I want to convert a sparse csr 2d input matrix of feature vectors into a sparse csr 2d matrix of sliding window feature vectors. So to take a non-sparse example for a window of size 2:

array([[0, 1, 2],
       [3, 4, 5],
       [6, 7, 8]])

becomes:

array([[0, 1, 2, 3, 4, 5],
       [3, 4, 5, 6, 7, 8]])

The following function achieves this for 2d numpy arrays:

import numpy as np
def window_stack(a, width=2):
    n = a.shape[0]
    return np.hstack(a[i:1+n+i-width:1] for i in range(0, width))

However in my case I have a large sparse csr matrix. How can I modify the window_stack function to work with large sparse csr matrices?
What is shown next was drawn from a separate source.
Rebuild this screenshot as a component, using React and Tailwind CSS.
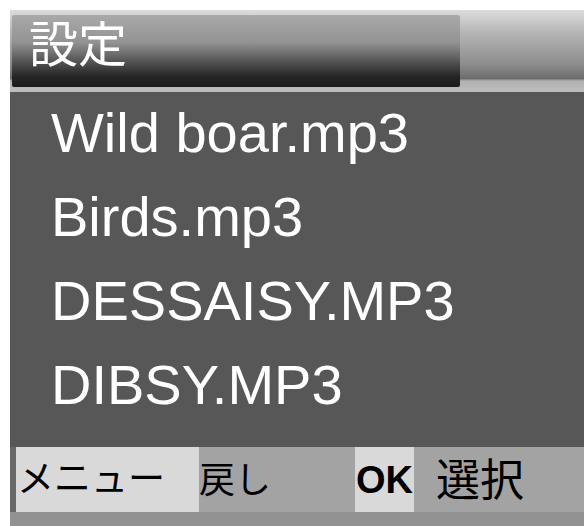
import React from 'react';

const files = ['Wild boar.mp3', 'Birds.mp3', 'DESSAISY.MP3', 'DIBSY.MP3'];

const jp = "font-['Noto_Sans_CJK_JP',sans-serif]";

export default function App() {
  return (
    <div className="w-[587px] h-[526px] bg-white pt-[10px] pl-[10px] pr-[3px] overflow-hidden">
      <div className="flex flex-col h-[516px] bg-[#6a6a6a]">
        {/* header */}
        <div className="h-[78px] flex bg-[linear-gradient(to_bottom,#dcdcdc_0%,#b4b4b4_30%,#8c8c8c_70%,#6c6c6c_88%,#b2b2b2_91%,#b8b8b8_100%)]">
          <div className="ml-[2px] mt-[5px] mb-[1px] w-[448px] rounded-[2px] bg-[linear-gradient(to_bottom,#a9a9a9_0%,#939393_38%,#5a5a5a_62%,#262626_85%,#1a1a1a_100%)] pl-[17px] pt-[1px]">
            <span className={`${jp} text-[49px] leading-none text-white`}>設定</span>
          </div>
        </div>
        <div className="h-[4px] bg-[#bcbcbc]" />

        {/* list */}
        <div className="h-[355px] bg-[#575757] pl-[41px] pt-[0px]">
          {files.map((f) => (
            <div
              key={f}
              className="h-[84px] leading-[82px] text-[56px] text-white font-['Liberation_Sans',Arial,sans-serif] whitespace-nowrap"
            >
              {f}
            </div>
          ))}
        </div>

        {/* soft keys */}
        <div className="h-[65px] flex items-stretch bg-[#a3a3a3]">
          <div className="w-[6px] bg-[#676767]" />
          <div className={`w-[183px] bg-[#d9d9d9] flex items-center pl-[1px] pb-[6px] ${jp} text-[37px] text-black`}>
            メニュー
          </div>
          <div className={`w-[156px] flex items-center pb-[6px] ${jp} text-[36px] text-black`}>戻し</div>
          <div className="w-[59px] bg-[#d9d9d9] flex items-center pl-[1px] pt-[2px] font-['Liberation_Sans',Arial,sans-serif] font-bold text-[38px] text-black">
            OK
          </div>
          <div className={`flex items-center pl-[22px] pb-[6px] ${jp} text-[44px] text-black`}>選択</div>
        </div>
        <div className="flex-1 bg-[#929292]" />
      </div>
    </div>
  );
}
I can't afford to make the sparse array dense as an intermediate step as this would be much too large.

1
Okay. I really didn't see that since it was literally the last line on the bottom. Do make it more clear next time ;-) - cs95
@cᴏʟᴅsᴘᴇᴇᴅ It's also in the title but I take your point :) I did like your numpy trick however. - eleanora

1 Answers

1
votes

You can replicate the dense calculation with sparse.hstack:

In [1]: A = np.arange(9).reshape(3,3)
In [2]: from scipy import sparse
In [3]: M = sparse.csr_matrix(A)
In [4]: M
Out[4]: 
<3x3 sparse matrix of type '<class 'numpy.int32'>'
    with 8 stored elements in Compressed Sparse Row format>
In [5]: M.A
Out[5]: 
array([[0, 1, 2],
       [3, 4, 5],
       [6, 7, 8]], dtype=int32)
In [6]: [A[i:1+3+i-2,:] for i in range(2)]
Out[6]: 
[array([[0, 1, 2],
        [3, 4, 5]]), array([[3, 4, 5],
        [6, 7, 8]])]
In [7]: [M[i:1+3+i-2,:] for i in range(2)]
Out[7]: 
[<2x3 sparse matrix of type '<class 'numpy.int32'>'
    with 5 stored elements in Compressed Sparse Row format>,
 <2x3 sparse matrix of type '<class 'numpy.int32'>'
    with 6 stored elements in Compressed Sparse Row format>]
In [8]: sparse.hstack([M[i:1+3+i-2,:] for i in range(2)])
Out[8]: 
<2x6 sparse matrix of type '<class 'numpy.int32'>'
    with 11 stored elements in COOrdinate format>
In [9]: _.A
Out[9]: 
array([[0, 1, 2, 3, 4, 5],
       [3, 4, 5, 6, 7, 8]], dtype=int32)

I won't make any speed promises.

The sparse matrix multiplication is well developed (provided the matrix is sparse, which this example isn't). In fact operations like row/column sum, and even slicing is done with matrix multiplication. That is it constructs a matrix or vector that when dotted sums or selects values.

sparse.hstack uses a sparse block matrix operation. This converts the inputs to coo format, and combines the respective row,col,data arrays with offsets, and makes a new coo matrix.

I can imagine combining these steps, but it would take a fair amount of work.